Silurian Period 443 to 417 Million Years

The first true terrestrial ecosystem is believed to have become well established by the Silurian Period. The first vascular plants appear in the fossil record with terrestrial arthropods. Marine Arthropods, trilobites, were beginning to fade while the terrestrial arthropods were starting a new chapter of life on land. Vertebrates particularly fish became common and diversify. The diverse bony fish group appears in the fossil record and is the largest group of vertebrates today. The first ammonites appear in the fossil record.
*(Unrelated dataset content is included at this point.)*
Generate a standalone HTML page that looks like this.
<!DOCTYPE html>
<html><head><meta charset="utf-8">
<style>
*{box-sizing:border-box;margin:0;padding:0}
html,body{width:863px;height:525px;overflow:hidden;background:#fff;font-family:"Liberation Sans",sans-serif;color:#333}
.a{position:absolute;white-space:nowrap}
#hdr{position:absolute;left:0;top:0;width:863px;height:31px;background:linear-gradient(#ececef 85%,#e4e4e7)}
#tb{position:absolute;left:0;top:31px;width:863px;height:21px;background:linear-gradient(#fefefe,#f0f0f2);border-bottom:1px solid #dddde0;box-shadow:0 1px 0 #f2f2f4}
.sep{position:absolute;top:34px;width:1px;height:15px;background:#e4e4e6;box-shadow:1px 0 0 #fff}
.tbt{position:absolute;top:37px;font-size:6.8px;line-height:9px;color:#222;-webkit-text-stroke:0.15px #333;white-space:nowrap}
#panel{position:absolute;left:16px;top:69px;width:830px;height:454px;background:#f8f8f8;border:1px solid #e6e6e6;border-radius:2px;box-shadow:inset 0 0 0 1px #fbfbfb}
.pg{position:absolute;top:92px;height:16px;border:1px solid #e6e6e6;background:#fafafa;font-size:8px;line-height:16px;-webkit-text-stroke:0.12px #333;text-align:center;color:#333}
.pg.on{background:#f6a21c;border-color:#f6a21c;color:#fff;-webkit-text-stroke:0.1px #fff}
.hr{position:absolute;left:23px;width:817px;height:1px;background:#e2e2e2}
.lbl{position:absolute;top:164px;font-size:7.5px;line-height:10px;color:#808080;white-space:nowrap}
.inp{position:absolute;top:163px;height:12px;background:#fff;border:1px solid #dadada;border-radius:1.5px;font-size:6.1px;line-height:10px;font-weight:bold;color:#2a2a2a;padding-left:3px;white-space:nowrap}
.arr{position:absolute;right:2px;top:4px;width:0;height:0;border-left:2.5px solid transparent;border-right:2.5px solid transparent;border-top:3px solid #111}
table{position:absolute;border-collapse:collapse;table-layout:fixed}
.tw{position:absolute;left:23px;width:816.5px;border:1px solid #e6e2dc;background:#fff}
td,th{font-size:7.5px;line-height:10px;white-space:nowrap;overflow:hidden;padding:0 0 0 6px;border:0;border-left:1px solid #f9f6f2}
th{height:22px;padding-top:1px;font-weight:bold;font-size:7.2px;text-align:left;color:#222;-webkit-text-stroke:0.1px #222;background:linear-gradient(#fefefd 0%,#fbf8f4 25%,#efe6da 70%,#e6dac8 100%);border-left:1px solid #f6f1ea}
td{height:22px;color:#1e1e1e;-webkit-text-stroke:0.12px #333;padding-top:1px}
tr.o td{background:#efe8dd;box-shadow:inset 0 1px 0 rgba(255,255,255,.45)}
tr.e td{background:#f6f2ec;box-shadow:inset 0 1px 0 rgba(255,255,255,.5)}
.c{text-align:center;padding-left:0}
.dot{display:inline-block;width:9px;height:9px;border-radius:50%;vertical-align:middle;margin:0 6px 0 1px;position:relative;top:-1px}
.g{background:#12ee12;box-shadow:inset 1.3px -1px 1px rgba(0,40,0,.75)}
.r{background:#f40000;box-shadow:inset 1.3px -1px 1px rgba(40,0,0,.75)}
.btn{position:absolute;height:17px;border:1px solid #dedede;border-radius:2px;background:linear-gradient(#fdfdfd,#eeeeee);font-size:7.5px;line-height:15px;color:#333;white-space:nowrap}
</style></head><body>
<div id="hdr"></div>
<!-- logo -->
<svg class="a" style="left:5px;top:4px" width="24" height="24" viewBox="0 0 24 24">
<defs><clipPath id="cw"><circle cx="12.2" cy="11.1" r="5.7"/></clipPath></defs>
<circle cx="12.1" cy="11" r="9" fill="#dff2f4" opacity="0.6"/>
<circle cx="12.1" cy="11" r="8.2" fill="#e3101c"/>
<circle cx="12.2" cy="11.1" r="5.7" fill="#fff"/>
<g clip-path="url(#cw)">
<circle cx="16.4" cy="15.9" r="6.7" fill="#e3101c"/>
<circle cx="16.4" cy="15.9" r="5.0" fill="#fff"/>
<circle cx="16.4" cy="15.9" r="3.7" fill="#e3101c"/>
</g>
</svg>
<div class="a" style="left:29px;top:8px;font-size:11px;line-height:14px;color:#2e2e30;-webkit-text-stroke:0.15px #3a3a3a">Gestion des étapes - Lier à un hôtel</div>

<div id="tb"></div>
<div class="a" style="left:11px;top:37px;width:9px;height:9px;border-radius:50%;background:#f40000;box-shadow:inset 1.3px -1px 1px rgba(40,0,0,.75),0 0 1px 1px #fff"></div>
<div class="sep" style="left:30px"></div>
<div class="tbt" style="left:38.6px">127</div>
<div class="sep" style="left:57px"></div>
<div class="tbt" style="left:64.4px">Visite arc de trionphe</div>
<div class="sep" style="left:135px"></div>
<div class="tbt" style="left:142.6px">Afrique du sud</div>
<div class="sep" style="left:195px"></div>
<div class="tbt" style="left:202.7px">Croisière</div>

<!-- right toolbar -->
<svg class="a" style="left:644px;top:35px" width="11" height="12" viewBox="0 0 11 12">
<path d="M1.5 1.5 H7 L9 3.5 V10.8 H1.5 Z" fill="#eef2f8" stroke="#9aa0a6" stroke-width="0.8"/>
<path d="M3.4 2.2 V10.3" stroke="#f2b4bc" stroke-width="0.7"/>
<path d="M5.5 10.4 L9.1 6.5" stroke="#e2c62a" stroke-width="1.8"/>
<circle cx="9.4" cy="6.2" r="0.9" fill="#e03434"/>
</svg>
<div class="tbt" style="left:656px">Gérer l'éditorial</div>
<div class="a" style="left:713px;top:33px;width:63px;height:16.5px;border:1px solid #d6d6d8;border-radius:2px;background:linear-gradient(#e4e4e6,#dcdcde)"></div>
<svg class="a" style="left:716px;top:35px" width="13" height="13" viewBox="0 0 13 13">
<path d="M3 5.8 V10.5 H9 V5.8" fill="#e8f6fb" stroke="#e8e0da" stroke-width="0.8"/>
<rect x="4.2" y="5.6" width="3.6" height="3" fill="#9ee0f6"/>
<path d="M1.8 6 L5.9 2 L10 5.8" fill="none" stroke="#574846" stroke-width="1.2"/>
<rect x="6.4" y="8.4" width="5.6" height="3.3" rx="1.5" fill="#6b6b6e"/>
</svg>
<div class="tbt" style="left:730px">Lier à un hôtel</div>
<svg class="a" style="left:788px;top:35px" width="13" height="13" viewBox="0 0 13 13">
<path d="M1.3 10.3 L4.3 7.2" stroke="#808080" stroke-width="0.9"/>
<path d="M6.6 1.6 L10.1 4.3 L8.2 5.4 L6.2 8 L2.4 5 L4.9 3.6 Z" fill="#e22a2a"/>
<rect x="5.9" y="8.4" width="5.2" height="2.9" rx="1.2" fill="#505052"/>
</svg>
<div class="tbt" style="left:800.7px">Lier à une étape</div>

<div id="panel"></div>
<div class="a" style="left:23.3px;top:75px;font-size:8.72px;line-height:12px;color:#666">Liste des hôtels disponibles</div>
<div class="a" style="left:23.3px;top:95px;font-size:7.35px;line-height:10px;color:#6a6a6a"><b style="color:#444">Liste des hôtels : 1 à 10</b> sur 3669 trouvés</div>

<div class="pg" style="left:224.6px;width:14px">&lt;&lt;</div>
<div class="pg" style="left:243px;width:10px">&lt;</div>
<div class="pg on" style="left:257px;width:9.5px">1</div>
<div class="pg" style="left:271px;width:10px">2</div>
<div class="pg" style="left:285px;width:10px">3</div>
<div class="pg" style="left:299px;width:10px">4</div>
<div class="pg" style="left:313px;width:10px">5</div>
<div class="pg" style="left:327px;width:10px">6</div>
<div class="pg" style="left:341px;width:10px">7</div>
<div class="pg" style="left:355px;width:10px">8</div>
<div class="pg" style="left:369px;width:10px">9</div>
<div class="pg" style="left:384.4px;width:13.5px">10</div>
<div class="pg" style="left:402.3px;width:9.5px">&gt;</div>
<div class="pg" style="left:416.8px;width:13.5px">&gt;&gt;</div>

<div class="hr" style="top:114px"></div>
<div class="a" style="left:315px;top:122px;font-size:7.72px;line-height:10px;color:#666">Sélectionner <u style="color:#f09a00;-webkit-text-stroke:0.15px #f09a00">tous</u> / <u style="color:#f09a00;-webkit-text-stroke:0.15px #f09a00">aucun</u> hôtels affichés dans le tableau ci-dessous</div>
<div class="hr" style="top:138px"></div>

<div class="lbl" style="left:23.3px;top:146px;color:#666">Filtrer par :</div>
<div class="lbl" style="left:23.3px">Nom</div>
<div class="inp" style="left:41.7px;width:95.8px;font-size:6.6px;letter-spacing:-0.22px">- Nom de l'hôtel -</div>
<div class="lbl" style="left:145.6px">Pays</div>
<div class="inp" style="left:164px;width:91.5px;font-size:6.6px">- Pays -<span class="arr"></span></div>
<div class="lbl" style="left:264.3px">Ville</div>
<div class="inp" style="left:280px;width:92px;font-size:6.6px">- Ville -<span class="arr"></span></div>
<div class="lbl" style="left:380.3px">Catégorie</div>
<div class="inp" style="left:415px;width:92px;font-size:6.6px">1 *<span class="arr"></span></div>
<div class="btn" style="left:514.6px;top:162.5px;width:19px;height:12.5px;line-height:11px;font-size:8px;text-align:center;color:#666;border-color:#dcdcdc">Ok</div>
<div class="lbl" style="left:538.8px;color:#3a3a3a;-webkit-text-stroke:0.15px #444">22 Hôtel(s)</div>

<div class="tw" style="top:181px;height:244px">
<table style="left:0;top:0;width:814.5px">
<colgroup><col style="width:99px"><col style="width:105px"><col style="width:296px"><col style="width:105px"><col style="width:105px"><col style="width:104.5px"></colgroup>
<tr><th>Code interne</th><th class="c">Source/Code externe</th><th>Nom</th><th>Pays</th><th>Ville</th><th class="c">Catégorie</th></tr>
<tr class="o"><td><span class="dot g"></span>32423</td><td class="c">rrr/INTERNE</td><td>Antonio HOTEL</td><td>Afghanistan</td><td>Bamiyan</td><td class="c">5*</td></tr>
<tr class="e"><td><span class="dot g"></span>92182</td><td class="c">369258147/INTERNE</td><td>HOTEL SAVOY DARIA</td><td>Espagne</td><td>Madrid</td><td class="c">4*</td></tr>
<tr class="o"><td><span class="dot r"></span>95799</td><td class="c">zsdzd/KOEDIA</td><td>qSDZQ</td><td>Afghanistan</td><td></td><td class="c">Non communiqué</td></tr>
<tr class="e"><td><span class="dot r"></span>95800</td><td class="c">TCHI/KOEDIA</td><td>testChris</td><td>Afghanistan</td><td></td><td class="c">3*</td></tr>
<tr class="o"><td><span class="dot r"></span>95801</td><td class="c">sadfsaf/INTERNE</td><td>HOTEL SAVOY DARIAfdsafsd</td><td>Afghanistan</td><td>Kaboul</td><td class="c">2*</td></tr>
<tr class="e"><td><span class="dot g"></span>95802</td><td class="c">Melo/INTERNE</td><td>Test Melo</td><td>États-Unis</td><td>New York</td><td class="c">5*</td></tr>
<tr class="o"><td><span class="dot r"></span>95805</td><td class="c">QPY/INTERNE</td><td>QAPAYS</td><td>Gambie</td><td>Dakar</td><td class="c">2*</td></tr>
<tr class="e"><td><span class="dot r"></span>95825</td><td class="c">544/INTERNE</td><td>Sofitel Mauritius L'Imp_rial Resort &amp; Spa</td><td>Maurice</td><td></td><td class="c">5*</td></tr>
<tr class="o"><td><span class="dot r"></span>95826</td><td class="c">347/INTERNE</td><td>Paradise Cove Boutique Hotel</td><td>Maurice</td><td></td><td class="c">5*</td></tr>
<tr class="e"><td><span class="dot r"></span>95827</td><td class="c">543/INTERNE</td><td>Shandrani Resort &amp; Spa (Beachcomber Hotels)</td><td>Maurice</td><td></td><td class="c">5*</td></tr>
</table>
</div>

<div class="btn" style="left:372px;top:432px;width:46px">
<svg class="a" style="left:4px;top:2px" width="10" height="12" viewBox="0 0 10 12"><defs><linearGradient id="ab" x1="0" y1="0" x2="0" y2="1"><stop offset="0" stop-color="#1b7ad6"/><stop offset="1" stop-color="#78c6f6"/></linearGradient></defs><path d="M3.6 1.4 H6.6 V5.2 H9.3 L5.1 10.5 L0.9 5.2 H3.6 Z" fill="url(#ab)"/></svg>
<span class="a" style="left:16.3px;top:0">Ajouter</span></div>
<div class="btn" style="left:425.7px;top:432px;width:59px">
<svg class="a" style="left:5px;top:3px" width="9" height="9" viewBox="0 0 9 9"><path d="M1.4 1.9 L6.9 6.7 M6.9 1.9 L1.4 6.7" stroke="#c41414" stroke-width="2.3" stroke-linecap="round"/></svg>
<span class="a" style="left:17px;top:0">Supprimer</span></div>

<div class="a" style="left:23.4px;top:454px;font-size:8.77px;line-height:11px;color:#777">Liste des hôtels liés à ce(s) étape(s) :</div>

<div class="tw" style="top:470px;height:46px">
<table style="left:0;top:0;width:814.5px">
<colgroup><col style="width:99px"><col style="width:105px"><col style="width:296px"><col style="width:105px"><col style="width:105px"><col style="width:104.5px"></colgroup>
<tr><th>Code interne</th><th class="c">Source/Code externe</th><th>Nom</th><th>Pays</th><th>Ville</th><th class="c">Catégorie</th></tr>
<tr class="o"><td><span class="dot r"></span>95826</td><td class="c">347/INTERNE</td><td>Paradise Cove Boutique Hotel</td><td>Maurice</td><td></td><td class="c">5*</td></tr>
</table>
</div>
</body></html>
The extensive Glade system of western Tennessee has some of the best Silurian Period fossils one can collect. This remarkable fossiliferous Glade system along the Tennessee River has outcrops of the Beech River Formation, lower Brownsport Group, middle Silurian. The fossils are wonderfully preserved, diverse, and include crinoids, the cystoid Caryocrinites, a blastoid Troostocrinus, diverse assemblage of sponges, brachiopods, bryozoans, corals, gastropods, and trilobites. The Upper Silurian was removed by Devonian and Mississippian Period erosion, the Devonian was removed by Mississippian and/or Cretaceous erosion, and the Mississippian age sediments were removed by Cretaceous Period erosion. Cretaceous Period sediments can be found atop most of the hills in the Silurian Cedar Glade area, and immediately west along the Mississippi embayment within the Tennessee Valley area.
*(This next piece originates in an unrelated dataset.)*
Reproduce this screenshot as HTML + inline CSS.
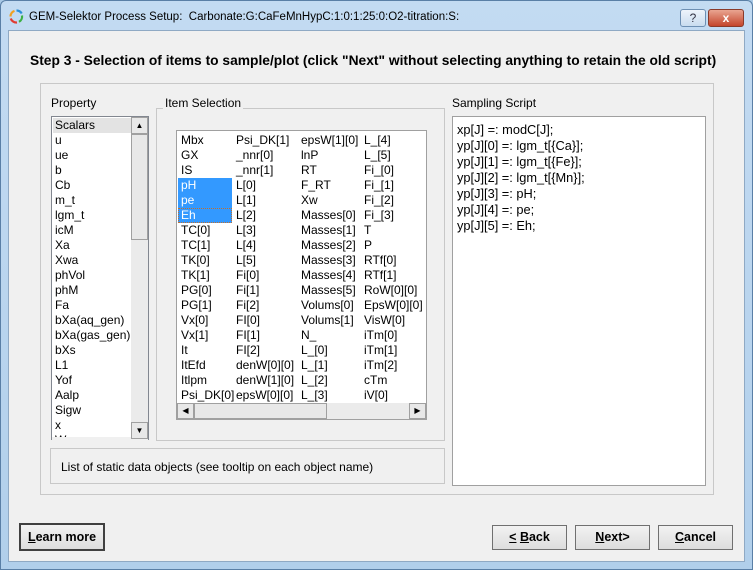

Devonian Period 417 to 354 Million Years

The Devonian is known as the “Age of Fishes” as it was nicknamed in the 1840s for the famous middle Devonian fossil fish sites in Scotland. Fish dominated the vertebrate community while coral reefs flourish in the oceans. On land forests develop with insects, arachnids and vertebrate tetrapods appearing in the fossils record for the first time.

Very little Devonian sedimentary rocks are present in the Tennessee Valley and North Alabama Region. The only Devonian Period fossils found are located on the northern edge of the Silurian Glade area in western Tennessee. In north Alabama and in Tennessee the black, lightly radioactive, Chattanooga Shale is upper Devonian lowermost Mississippian age, and has very few fossils for one to find. I have devoted very little time collecting Devonian fossils because there is very little to be found in the Tennessee Valley Region.